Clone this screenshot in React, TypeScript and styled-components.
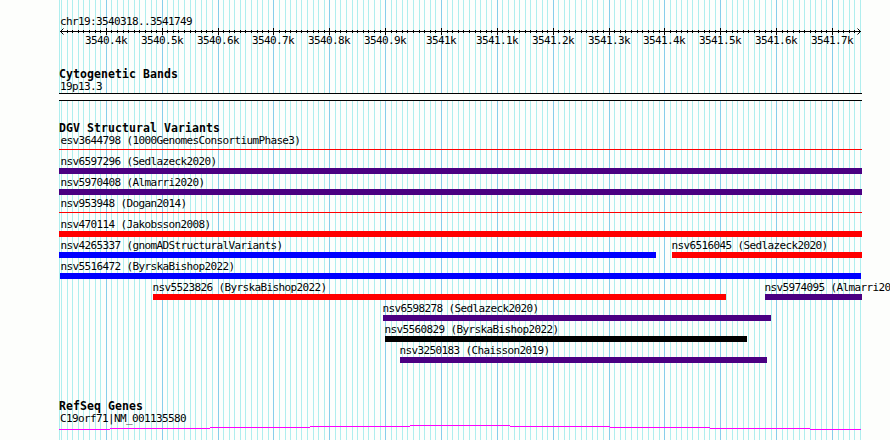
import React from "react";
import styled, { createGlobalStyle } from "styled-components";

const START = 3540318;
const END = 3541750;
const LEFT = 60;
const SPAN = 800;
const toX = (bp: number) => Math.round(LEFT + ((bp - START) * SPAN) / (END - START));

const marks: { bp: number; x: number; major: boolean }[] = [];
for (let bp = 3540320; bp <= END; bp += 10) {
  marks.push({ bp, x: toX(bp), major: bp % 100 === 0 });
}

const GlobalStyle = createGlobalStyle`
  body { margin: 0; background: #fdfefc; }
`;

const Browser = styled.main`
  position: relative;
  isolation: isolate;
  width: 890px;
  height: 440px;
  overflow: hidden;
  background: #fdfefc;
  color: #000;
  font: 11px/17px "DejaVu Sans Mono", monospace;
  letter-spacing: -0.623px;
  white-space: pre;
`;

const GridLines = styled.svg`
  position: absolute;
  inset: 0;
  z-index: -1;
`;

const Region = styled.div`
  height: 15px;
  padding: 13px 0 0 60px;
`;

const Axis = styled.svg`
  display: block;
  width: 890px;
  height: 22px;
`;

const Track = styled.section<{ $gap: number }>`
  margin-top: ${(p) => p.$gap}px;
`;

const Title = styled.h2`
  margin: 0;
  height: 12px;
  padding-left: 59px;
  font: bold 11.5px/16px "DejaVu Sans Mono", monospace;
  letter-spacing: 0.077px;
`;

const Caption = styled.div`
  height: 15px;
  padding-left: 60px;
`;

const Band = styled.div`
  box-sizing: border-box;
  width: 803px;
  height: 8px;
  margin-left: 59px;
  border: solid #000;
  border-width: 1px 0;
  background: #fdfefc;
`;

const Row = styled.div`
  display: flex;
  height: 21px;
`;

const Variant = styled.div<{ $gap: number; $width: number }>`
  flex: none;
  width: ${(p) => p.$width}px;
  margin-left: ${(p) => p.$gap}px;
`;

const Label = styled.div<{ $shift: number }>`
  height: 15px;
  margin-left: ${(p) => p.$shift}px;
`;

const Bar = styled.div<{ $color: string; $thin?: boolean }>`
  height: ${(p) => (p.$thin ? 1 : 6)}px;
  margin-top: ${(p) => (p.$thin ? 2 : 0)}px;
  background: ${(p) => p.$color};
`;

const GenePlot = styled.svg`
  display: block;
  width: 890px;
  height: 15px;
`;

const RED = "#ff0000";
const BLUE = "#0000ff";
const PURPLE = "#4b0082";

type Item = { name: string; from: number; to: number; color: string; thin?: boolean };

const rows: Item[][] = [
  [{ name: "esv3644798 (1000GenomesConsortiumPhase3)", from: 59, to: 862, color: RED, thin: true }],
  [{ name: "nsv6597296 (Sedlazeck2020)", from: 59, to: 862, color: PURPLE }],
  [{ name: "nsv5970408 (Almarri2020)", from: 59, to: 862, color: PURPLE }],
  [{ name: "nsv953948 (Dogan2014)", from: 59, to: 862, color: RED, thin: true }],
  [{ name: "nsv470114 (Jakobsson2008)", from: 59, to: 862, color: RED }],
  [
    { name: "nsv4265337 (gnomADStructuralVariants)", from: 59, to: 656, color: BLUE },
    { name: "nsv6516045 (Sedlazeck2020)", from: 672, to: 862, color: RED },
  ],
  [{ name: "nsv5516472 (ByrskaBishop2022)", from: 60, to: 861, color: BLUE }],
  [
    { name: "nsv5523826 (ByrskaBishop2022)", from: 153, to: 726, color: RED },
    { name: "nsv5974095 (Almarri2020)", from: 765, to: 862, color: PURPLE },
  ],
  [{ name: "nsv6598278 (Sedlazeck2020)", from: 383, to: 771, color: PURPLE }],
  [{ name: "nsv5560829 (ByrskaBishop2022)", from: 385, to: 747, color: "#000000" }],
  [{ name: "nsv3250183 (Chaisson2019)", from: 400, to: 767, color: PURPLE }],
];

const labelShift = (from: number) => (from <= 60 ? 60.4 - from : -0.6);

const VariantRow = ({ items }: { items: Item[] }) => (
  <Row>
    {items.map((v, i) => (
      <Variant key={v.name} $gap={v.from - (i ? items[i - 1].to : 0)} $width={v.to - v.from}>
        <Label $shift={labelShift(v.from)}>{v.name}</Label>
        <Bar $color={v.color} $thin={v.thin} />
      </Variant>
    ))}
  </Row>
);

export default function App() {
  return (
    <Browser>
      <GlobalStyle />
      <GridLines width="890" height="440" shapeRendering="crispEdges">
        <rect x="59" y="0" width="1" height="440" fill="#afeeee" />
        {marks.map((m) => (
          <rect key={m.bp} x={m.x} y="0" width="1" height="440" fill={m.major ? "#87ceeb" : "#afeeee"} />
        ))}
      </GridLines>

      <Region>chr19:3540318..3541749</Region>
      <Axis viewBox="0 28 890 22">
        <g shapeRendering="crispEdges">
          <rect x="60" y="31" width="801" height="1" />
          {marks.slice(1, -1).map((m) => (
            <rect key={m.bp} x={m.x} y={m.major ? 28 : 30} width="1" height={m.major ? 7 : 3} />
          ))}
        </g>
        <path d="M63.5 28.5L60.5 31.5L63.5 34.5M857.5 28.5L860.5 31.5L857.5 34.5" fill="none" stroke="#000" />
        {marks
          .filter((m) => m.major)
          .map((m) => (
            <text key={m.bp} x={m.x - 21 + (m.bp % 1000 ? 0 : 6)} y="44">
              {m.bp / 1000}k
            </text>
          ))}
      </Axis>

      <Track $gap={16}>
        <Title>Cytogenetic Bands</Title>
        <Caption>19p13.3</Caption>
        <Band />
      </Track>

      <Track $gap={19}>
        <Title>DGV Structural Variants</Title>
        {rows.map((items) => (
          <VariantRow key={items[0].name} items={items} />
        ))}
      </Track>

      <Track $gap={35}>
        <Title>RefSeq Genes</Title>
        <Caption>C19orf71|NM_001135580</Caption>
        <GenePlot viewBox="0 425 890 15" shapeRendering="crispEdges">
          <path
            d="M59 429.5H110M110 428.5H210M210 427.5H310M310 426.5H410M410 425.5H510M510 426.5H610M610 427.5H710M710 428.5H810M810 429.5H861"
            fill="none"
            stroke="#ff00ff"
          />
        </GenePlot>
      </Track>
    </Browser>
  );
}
================================
- **Request**
Transcribe the whole listing exactly. Pictures stay out of your copy.

- **Written response**
Clone this screenshot in React, TypeScript and styled-components.
import React from "react";
import styled, { createGlobalStyle } from "styled-components";

const START = 3540318;
const END = 3541750;
const LEFT = 60;
const SPAN = 800;
const toX = (bp: number) => Math.round(LEFT + ((bp - START) * SPAN) / (END - START));

const marks: { bp: number; x: number; major: boolean }[] = [];
for (let bp = 3540320; bp <= END; bp += 10) {
  marks.push({ bp, x: toX(bp), major: bp % 100 === 0 });
}

const GlobalStyle = createGlobalStyle`
  body { margin: 0; background: #fdfefc; }
`;

const Browser = styled.main`
  position: relative;
  isolation: isolate;
  width: 890px;
  height: 440px;
  overflow: hidden;
  background: #fdfefc;
  color: #000;
  font: 11px/17px "DejaVu Sans Mono", monospace;
  letter-spacing: -0.623px;
  white-space: pre;
`;

const GridLines = styled.svg`
  position: absolute;
  inset: 0;
  z-index: -1;
`;

const Region = styled.div`
  height: 15px;
  padding: 13px 0 0 60px;
`;

const Axis = styled.svg`
  display: block;
  width: 890px;
  height: 22px;
`;

const Track = styled.section<{ $gap: number }>`
  margin-top: ${(p) => p.$gap}px;
`;

const Title = styled.h2`
  margin: 0;
  height: 12px;
  padding-left: 59px;
  font: bold 11.5px/16px "DejaVu Sans Mono", monospace;
  letter-spacing: 0.077px;
`;

const Caption = styled.div`
  height: 15px;
  padding-left: 60px;
`;

const Band = styled.div`
  box-sizing: border-box;
  width: 803px;
  height: 8px;
  margin-left: 59px;
  border: solid #000;
  border-width: 1px 0;
  background: #fdfefc;
`;

const Row = styled.div`
  display: flex;
  height: 21px;
`;

const Variant = styled.div<{ $gap: number; $width: number }>`
  flex: none;
  width: ${(p) => p.$width}px;
  margin-left: ${(p) => p.$gap}px;
`;

const Label = styled.div<{ $shift: number }>`
  height: 15px;
  margin-left: ${(p) => p.$shift}px;
`;

const Bar = styled.div<{ $color: string; $thin?: boolean }>`
  height: ${(p) => (p.$thin ? 1 : 6)}px;
  margin-top: ${(p) => (p.$thin ? 2 : 0)}px;
  background: ${(p) => p.$color};
`;

const GenePlot = styled.svg`
  display: block;
  width: 890px;
  height: 15px;
`;

const RED = "#ff0000";
const BLUE = "#0000ff";
const PURPLE = "#4b0082";

type Item = { name: string; from: number; to: number; color: string; thin?: boolean };

const rows: Item[][] = [
  [{ name: "esv3644798 (1000GenomesConsortiumPhase3)", from: 59, to: 862, color: RED, thin: true }],
  [{ name: "nsv6597296 (Sedlazeck2020)", from: 59, to: 862, color: PURPLE }],
  [{ name: "nsv5970408 (Almarri2020)", from: 59, to: 862, color: PURPLE }],
  [{ name: "nsv953948 (Dogan2014)", from: 59, to: 862, color: RED, thin: true }],
  [{ name: "nsv470114 (Jakobsson2008)", from: 59, to: 862, color: RED }],
  [
    { name: "nsv4265337 (gnomADStructuralVariants)", from: 59, to: 656, color: BLUE },
    { name: "nsv6516045 (Sedlazeck2020)", from: 672, to: 862, color: RED },
  ],
  [{ name: "nsv5516472 (ByrskaBishop2022)", from: 60, to: 861, color: BLUE }],
  [
    { name: "nsv5523826 (ByrskaBishop2022)", from: 153, to: 726, color: RED },
    { name: "nsv5974095 (Almarri2020)", from: 765, to: 862, color: PURPLE },
  ],
  [{ name: "nsv6598278 (Sedlazeck2020)", from: 383, to: 771, color: PURPLE }],
  [{ name: "nsv5560829 (ByrskaBishop2022)", from: 385, to: 747, color: "#000000" }],
  [{ name: "nsv3250183 (Chaisson2019)", from: 400, to: 767, color: PURPLE }],
];

const labelShift = (from: number) => (from <= 60 ? 60.4 - from : -0.6);

const VariantRow = ({ items }: { items: Item[] }) => (
  <Row>
    {items.map((v, i) => (
      <Variant key={v.name} $gap={v.from - (i ? items[i - 1].to : 0)} $width={v.to - v.from}>
        <Label $shift={labelShift(v.from)}>{v.name}</Label>
        <Bar $color={v.color} $thin={v.thin} />
      </Variant>
    ))}
  </Row>
);

export default function App() {
  return (
    <Browser>
      <GlobalStyle />
      <GridLines width="890" height="440" shapeRendering="crispEdges">
        <rect x="59" y="0" width="1" height="440" fill="#afeeee" />
        {marks.map((m) => (
          <rect key={m.bp} x={m.x} y="0" width="1" height="440" fill={m.major ? "#87ceeb" : "#afeeee"} />
        ))}
      </GridLines>

      <Region>chr19:3540318..3541749</Region>
      <Axis viewBox="0 28 890 22">
        <g shapeRendering="crispEdges">
          <rect x="60" y="31" width="801" height="1" />
          {marks.slice(1, -1).map((m) => (
            <rect key={m.bp} x={m.x} y={m.major ? 28 : 30} width="1" height={m.major ? 7 : 3} />
          ))}
        </g>
        <path d="M63.5 28.5L60.5 31.5L63.5 34.5M857.5 28.5L860.5 31.5L857.5 34.5" fill="none" stroke="#000" />
        {marks
          .filter((m) => m.major)
          .map((m) => (
            <text key={m.bp} x={m.x - 21 + (m.bp % 1000 ? 0 : 6)} y="44">
              {m.bp / 1000}k
            </text>
          ))}
      </Axis>

      <Track $gap={16}>
        <Title>Cytogenetic Bands</Title>
        <Caption>19p13.3</Caption>
        <Band />
      </Track>

      <Track $gap={19}>
        <Title>DGV Structural Variants</Title>
        {rows.map((items) => (
          <VariantRow key={items[0].name} items={items} />
        ))}
      </Track>

      <Track $gap={35}>
        <Title>RefSeq Genes</Title>
        <Caption>C19orf71|NM_001135580</Caption>
        <GenePlot viewBox="0 425 890 15" shapeRendering="crispEdges">
          <path
            d="M59 429.5H110M110 428.5H210M210 427.5H310M310 426.5H410M410 425.5H510M510 426.5H610M610 427.5H710M710 428.5H810M810 429.5H861"
            fill="none"
            stroke="#ff00ff"
          />
        </GenePlot>
      </Track>
    </Browser>
  );
}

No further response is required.